Grecia nunca debió entrar en el euro, pero, una vez dentro, se ha convertido en el paradigma de lo que nunca se debería hacer para afrontar una crisis de deuda pública. Los políticos europeos cometieron un gravísimo error permitiendo la entrada de los griegos en la moneda única, dado su turbio pasado de impagos soberanos, irresponsabilidad fiscal e inestabilidad política. La Grecia contemporánea es un estado quebrado casi desde su nacimiento. Sin embargo, entró y hoy media Europa sufre las consecuencias.
Los griegos aprovecharon su pertenencia a la Unión Monetaria para financiarse a unos costes ridículos y agrandar aún más su elefantiásico sector público sin necesidad de emprender reformas de ningún tipo para tratar de mejorar su productividad económica. El gasto público creció sin cesar, situándose muy por encima del 50% del PIB, al tiempo que la deuda registraba tasas récord año tras año, mientras que el déficit por cuenta corriente crecía sin pausa, acumulando un endeudamiento exterior ingente. Es decir, la expansión crediticia propia de la pasada década se materializó en una enorme burbuja estatal en el caso de Grecia. Pero esta insostenible evolución acabó estallando en 2010, tras descubrirse que Atenas había ocultado su enorme déficit público.
Fue entonces cuando Bruselas cometió su segundo gran error: rescatar a Grecia con el dinero de todos los contribuyentes europeos, en lugar de imponer medidas contundentes para reducir su sobredimensionado Estado con el fin de evitar su quiebra. Atenas ha recibido más de 240.000 millones de euros en los últimos cinco años a cambio de una mera promesa de reformas y ajustes que, o bien se han retrasado o bien han resultado claramente insuficientes, cuando no ya contraproducentes, para superar la crisis. Como consecuencia, su déficit público sigue siendo abultado, su deuda insostenible y su competitividad muy escasa.

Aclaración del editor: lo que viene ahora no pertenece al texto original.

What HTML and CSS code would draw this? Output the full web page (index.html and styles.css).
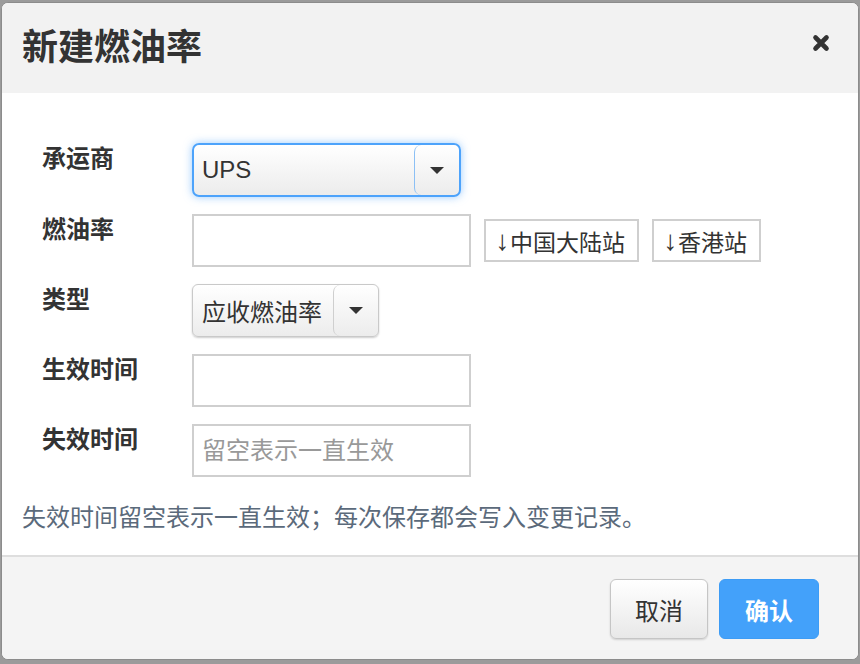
FILE: index.html
```html
<!DOCTYPE html>
<html lang="zh-CN">
<head>
<meta charset="utf-8">
<title>新建燃油率</title>
<link rel="stylesheet" href="styles.css">
</head>
<body>
<div class="modal">
  <div class="modal-header">
    <h3 class="modal-title">新建燃油率</h3>
    <button class="close" type="button" aria-label="关闭"><svg width="18" height="18" viewBox="0 0 18 18"><path d="M3.5 3.5L14.5 14.5M14.5 3.5L3.5 14.5" stroke="#333" stroke-width="4.6" stroke-linecap="round"/></svg></button>
  </div>
  <div class="modal-body">
    <div class="form">
      <label class="label">承运商</label>
      <div class="field">
        <div class="select select-focus"><span class="select-text">UPS</span><span class="caret-box"><span class="caret"></span></span></div>
      </div>
      <label class="label">燃油率</label>
      <div class="field">
        <input class="input" type="text">
        <button class="station" type="button"><span class="arrow">↓</span>中国大陆站</button>
        <button class="station" type="button"><span class="arrow">↓</span>香港站</button>
      </div>
      <label class="label">类型</label>
      <div class="field">
        <div class="select select-plain"><span class="select-text">应收燃油率</span><span class="caret-box"><span class="caret"></span></span></div>
      </div>
      <label class="label">生效时间</label>
      <div class="field"><input class="input" type="text"></div>
      <label class="label">失效时间</label>
      <div class="field"><input class="input" type="text" placeholder="留空表示一直生效"></div>
    </div>
    <p class="help">失效时间留空表示一直生效；每次保存都会写入变更记录。</p>
  </div>
  <div class="modal-footer">
    <button class="btn btn-default" type="button">取消</button>
    <button class="btn btn-primary" type="button">确认</button>
  </div>
</div>
</body>
</html>
```
FILE: styles.css
```css
html, body {
  margin: 0;
  padding: 0;
}
body {
  background: #9b9b9b;
  font-family: "Liberation Sans", "Noto Sans CJK SC", sans-serif;
  color: #333;
  height: 664px;
  overflow: hidden;
}
.modal {
  margin: 2px 1px 0 1px;
  height: 658px;
  box-sizing: border-box;
  border: 1px solid #8c8c8c;
  border-radius: 7px;
  background: #fff;
  overflow: hidden;
  display: flex;
  flex-direction: column;
}
.modal-header {
  height: 90px;
  flex: none;
  background: #f2f2f2;
  display: flex;
  align-items: center;
  justify-content: space-between;
  padding: 0 28px 0 20px;
}
.modal-title {
  margin: 0;
  font-size: 36px;
  line-height: 44px;
  font-weight: bold;
  color: #333;
}
.close {
  border: 0;
  background: none;
  padding: 0;
  width: 18px;
  height: 18px;
  display: flex;
  margin-top: -10px;
  cursor: pointer;
}
.modal-body {
  height: 462px;
  flex: none;
  box-sizing: border-box;
  padding: 50px 20px 0;
}
.form {
  display: grid;
  grid-template-columns: 150px 1fr;
  row-gap: 17px;
  margin-left: 20px;
}
.label {
  font-size: 24px;
  font-weight: bold;
  line-height: 32px;
  padding-top: 0;
}
.field {
  display: flex;
  align-items: center;
  gap: 13px;
}
.select {
  box-sizing: border-box;
  display: flex;
  align-items: center;
  background: linear-gradient(#ffffff, #ececec);
  font-size: 24px;
  color: #333;
}
.select-focus {
  width: 269px;
  height: 54px;
  border: 2px solid #4da3fb;
  border-radius: 7px;
  box-shadow: 0 0 9px rgba(75, 160, 250, 0.55);
}
.select-plain {
  width: 187px;
  height: 53px;
  border: 1px solid #c9c9c9;
  border-radius: 6px;
  box-shadow: 0 1px 2px rgba(0, 0, 0, 0.2);
}
.select-text {
  flex: 1;
  padding-left: 8px;
}
.select-plain .select-text {
  padding-left: 9px;
}
.caret-box {
  width: 44px;
  flex: none;
  align-self: stretch;
  display: flex;
  align-items: center;
  justify-content: center;
  border-left: 1px solid #cfcfcf;
  border-radius: 7px;
}
.select-focus .caret-box {
  border-left-color: #8cc0f5;
}
.caret {
  width: 0;
  height: 0;
  border-left: 7px solid transparent;
  border-right: 7px solid transparent;
  border-top: 7px solid #333;
}
.input {
  width: 279px;
  height: 53px;
  box-sizing: border-box;
  border: 2px solid #cfcfcf;
  border-radius: 0;
  padding: 0 8px;
  font-family: inherit;
  font-size: 24px;
  color: #333;
  background: #fff;
  outline: none;
}
.input::placeholder {
  color: #999;
}
.station {
  height: 43px;
  box-sizing: border-box;
  border: 2px solid #cfcfcf;
  background: #fff;
  padding: 0 12px 0 9px;
  font-family: inherit;
  font-size: 23px;
  color: #333;
  display: flex;
  align-items: center;
}
.arrow {
  display: inline-block;
  width: 15px;
  font-size: 28px;
  line-height: 1;
  color: #333;
}
.help {
  margin: 25px 0 0;
  font-size: 24px;
  line-height: 32px;
  color: #5b6a7b;
}
.modal-footer {
  flex: 1;
  background: #f4f4f4;
  border-top: 2px solid #dedede;
  display: flex;
  justify-content: flex-end;
  align-items: flex-start;
  gap: 11px;
  padding: 22px 39px 0;
}
.btn {
  height: 60px;
  border-radius: 6px;
  font-family: inherit;
  font-size: 24px;
  cursor: pointer;
}
.btn-default {
  width: 98px;
  border: 1px solid #c5c5c5;
  background: linear-gradient(#ffffff, #e8e8e8);
  box-shadow: 0 1px 2px rgba(0, 0, 0, 0.15);
  color: #333;
}
.btn-primary {
  width: 100px;
  border: 1px solid #3d9cf5;
  background: #43a1fa;
  color: #fff;
  font-weight: bold;
}
```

La liberalización de su anquilosada economía ha sido excesivamente tímida y los escasos ajustes presupuestarios llevados a cabo se han centrado más en disparar los impuestos a las familias y empresas que en eliminar la gruesa grasa estatal que soporta el país.
El resultado era previsible: seis años de agónica recesión, paro y una deuda creciente que, por desgracia, han terminado traduciéndose en un histórico descontento social, idóneo para el surgimiento y posterior triunfo electoral del populismo, encarnado allí bajo la coalición de extrema izquierda Syriza. Su líder, Alexis Tsipras, aliado de Pablo Iglesias en Bruselas, ha sabido canalizar la desesperación y, sobre todo, la desconfianza de los griegos hacia sus políticos, gracias a su habilidad discursiva para culpar a los demás de todos los males que aquejan a su país. Su estrategia está dando frutos y, muy posiblemente, Syriza logrará el poder en las elecciones generales previstas para finales de enero. Y, curiosamente, su receta no es otra que repetir e incluso intensificar el ruinoso rumbo que ha conducido a Grecia hasta aquí, ya que Tsipras pretende aumentar todavía más el gasto y tumbar los escasos avances llevados a cabo en materia de reformas, previo impago de la deuda.
La costosa factura, por tanto, correrá una vez más a cargo de los contribuyentes europeos, y muy especialmente de los alemanes, en caso de que Bruselas se someta de nuevo al burdo chantaje de los helenos. Es evidente que la solución es otra. Grecia debe salir del euro si su intención es seguir incumpliendo las reglas del club, negándose a realizar los ajustes pertinentes para equilibrar sus cuentas públicas y mejorar su productividad económica, a costa de que el resto de la Unión Monetaria le conceda un cheque en blanco para que sus políticos puedan gastar a placer. Si los griegos reniegan de la austeridad y abrazan la engañosa devaluación monetaria, apostando así por una ruinosa salida a la argentina en lugar de imitar las exitosas reformas realizadas por Alemania, Irlanda y otros países nórdicos, es su legítima decisión y, por supuesto, también su exclusivo problema. Quizá su experiencia sirva de ejemplo a otros países del euro tentados a seguir la nefasta senda de inflación, sobreendeudamiento y atraso económico que, durante décadas, han situado a Grecia a la cola de casi todos los estándares de bienestar y progreso de Europa.